** Start of Source material **

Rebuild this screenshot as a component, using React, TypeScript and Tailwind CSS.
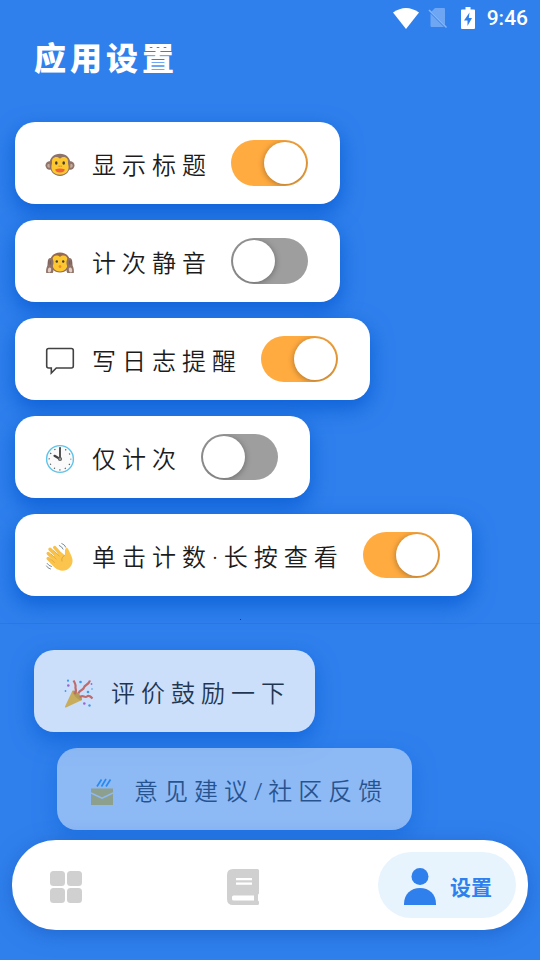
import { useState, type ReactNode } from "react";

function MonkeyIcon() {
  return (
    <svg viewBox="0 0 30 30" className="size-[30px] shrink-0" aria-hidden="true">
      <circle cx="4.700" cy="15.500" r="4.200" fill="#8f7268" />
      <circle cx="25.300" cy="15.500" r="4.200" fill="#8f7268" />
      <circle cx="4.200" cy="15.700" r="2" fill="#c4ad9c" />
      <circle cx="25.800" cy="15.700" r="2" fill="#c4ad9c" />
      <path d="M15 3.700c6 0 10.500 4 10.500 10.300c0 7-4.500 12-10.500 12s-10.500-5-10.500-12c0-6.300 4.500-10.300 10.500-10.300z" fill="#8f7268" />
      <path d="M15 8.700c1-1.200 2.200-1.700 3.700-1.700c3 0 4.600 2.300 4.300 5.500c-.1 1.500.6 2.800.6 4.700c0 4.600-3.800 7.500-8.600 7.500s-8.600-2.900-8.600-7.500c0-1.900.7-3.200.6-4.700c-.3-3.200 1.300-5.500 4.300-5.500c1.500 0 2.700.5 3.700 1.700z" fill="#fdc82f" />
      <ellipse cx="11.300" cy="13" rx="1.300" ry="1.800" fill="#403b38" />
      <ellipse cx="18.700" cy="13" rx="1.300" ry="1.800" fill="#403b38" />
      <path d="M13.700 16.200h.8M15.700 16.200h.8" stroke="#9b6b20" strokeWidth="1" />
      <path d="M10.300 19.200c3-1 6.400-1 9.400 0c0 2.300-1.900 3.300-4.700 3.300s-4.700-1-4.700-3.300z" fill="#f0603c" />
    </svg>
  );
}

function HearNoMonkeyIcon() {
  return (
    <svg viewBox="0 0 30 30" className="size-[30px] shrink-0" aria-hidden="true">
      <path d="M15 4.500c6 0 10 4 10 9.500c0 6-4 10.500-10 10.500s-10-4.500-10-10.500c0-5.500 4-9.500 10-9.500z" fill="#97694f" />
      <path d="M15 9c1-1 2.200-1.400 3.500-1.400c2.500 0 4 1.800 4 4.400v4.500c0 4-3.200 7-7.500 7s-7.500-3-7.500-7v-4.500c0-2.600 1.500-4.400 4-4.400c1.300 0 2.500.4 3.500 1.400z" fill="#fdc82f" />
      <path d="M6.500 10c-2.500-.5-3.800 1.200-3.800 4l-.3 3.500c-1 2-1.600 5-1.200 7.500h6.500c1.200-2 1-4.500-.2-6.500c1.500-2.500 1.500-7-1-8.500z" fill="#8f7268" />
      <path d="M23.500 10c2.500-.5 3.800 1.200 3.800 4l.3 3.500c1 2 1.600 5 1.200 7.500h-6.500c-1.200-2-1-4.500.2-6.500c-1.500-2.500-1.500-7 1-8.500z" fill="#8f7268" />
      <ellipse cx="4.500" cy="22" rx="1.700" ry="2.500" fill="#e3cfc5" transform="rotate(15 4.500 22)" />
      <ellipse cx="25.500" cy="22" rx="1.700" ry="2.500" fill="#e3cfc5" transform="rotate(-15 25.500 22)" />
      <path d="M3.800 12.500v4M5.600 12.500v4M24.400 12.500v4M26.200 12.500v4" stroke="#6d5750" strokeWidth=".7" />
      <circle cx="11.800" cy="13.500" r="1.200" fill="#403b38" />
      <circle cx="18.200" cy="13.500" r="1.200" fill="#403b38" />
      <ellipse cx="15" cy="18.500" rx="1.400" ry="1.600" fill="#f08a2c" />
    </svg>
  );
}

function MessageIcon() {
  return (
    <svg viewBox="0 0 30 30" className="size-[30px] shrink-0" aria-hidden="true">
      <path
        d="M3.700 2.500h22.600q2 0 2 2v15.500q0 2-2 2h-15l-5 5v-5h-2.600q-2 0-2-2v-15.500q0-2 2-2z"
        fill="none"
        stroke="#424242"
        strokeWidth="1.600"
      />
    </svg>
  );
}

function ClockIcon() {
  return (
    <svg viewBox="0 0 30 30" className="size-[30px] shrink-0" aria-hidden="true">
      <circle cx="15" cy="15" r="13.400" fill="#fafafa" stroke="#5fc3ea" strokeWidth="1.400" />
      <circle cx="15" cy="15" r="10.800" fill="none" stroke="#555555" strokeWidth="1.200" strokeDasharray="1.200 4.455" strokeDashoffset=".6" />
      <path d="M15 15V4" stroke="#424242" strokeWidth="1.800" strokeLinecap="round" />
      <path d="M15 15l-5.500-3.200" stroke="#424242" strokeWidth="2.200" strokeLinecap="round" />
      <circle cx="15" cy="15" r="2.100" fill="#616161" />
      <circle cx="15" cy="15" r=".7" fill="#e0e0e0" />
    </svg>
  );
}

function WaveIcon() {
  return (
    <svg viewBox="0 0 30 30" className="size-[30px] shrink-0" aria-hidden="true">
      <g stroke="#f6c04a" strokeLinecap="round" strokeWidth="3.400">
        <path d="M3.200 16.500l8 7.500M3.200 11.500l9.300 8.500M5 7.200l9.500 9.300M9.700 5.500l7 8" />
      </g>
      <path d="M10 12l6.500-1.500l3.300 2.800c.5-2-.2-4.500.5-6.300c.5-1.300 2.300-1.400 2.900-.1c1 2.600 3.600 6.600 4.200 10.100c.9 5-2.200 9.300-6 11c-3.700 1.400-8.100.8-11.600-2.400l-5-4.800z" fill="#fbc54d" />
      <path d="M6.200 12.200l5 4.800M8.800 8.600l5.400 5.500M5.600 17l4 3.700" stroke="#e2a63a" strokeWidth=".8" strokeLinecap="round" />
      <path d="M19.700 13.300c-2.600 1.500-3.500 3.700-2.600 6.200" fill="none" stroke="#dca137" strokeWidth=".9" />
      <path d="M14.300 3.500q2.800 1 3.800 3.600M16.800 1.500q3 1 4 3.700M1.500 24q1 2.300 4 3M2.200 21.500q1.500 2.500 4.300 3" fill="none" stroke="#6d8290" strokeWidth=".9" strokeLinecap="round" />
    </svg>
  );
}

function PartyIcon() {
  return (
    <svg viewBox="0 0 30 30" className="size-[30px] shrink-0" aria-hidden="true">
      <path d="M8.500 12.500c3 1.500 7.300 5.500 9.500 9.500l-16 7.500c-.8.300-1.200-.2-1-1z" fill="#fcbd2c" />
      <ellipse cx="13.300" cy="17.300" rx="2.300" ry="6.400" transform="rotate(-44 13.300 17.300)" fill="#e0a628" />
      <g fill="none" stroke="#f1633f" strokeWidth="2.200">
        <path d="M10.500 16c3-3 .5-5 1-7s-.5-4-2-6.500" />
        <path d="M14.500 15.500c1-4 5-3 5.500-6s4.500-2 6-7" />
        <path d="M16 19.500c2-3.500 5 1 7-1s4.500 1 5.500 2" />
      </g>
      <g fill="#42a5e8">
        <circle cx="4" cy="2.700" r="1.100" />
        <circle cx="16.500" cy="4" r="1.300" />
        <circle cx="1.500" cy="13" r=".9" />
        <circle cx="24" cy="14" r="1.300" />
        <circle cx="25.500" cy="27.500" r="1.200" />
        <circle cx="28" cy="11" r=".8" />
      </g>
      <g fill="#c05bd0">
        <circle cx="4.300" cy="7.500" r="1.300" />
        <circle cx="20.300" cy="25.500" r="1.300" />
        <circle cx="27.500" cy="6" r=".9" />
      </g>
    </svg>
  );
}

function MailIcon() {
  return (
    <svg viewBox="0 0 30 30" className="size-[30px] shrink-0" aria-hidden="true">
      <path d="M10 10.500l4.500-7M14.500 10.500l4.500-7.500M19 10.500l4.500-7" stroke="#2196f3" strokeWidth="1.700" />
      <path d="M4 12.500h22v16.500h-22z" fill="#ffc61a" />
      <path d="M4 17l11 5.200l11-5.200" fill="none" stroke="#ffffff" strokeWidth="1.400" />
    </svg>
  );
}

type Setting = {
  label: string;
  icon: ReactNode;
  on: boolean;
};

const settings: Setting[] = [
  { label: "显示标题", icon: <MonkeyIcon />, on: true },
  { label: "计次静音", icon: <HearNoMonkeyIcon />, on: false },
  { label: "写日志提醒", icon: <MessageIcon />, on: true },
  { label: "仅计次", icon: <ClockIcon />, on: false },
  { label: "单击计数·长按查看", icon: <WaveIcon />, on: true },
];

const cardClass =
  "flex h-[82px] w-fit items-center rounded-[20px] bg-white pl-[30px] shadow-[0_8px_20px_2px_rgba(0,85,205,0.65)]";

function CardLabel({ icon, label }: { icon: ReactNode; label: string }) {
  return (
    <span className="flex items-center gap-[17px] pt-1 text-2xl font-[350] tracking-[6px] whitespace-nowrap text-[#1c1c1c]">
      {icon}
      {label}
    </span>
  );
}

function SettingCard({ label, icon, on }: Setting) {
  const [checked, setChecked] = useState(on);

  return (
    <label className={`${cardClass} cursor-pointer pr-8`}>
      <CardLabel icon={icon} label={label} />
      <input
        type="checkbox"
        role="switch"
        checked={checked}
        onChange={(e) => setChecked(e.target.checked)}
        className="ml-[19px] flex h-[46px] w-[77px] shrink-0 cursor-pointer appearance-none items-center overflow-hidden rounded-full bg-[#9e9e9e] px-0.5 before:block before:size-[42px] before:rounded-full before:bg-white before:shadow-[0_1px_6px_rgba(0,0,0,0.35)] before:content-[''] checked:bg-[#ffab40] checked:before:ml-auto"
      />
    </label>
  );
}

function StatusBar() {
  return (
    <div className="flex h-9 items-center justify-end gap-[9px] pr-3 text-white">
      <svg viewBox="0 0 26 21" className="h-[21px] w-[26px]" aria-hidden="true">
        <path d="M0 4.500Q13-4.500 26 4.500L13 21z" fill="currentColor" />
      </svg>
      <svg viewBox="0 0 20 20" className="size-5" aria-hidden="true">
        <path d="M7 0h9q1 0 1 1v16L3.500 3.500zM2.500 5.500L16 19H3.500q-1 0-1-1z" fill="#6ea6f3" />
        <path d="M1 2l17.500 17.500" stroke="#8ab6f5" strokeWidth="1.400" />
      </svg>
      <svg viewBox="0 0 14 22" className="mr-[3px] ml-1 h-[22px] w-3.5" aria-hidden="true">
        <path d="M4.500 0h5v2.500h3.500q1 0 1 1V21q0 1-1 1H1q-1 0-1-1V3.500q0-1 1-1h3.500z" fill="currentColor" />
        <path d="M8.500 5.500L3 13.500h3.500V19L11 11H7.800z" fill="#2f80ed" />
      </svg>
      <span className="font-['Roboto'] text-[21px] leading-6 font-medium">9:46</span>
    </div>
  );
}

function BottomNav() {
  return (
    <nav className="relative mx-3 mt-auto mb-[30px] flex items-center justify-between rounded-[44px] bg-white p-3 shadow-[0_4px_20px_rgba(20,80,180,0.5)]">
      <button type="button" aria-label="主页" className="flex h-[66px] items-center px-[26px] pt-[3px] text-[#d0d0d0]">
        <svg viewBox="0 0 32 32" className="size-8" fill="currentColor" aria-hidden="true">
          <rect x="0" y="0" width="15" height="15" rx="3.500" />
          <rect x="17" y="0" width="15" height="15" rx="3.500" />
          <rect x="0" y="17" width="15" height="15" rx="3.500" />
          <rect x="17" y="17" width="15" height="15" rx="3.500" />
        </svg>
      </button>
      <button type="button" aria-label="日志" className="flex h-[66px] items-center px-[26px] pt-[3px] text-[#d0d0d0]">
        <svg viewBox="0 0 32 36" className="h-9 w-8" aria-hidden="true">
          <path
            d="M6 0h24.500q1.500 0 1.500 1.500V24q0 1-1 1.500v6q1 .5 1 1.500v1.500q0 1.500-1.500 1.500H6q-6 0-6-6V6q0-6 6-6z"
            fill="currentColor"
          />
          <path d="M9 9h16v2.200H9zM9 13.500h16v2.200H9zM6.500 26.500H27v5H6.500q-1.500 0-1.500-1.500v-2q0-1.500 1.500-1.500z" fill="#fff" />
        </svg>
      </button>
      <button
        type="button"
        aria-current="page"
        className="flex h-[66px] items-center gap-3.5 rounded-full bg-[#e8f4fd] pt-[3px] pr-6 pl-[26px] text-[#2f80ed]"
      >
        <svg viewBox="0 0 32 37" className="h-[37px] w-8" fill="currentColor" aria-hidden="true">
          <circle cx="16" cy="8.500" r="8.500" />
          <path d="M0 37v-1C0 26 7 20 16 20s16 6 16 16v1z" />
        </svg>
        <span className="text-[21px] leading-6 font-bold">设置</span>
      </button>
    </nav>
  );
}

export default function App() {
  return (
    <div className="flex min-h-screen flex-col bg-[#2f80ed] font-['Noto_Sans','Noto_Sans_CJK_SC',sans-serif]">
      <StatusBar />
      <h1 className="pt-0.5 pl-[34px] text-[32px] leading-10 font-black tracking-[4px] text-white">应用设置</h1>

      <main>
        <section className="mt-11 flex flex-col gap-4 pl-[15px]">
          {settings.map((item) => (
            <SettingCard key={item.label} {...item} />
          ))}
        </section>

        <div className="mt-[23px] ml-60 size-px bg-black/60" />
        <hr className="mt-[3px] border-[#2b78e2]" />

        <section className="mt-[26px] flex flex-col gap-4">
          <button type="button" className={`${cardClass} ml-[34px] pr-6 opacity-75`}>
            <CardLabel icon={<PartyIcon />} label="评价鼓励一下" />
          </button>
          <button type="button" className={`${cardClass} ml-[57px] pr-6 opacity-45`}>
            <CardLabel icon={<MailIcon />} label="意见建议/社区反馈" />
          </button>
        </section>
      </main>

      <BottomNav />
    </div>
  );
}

** End of Source material **

Short task: Only the lines from the start of the material through the line containing "useState, type ReactNode" should be transcribed. Pictures stay out.

Solution for this task:
Rebuild this screenshot as a component, using React, TypeScript and Tailwind CSS.
import { useState, type ReactNode } from "react";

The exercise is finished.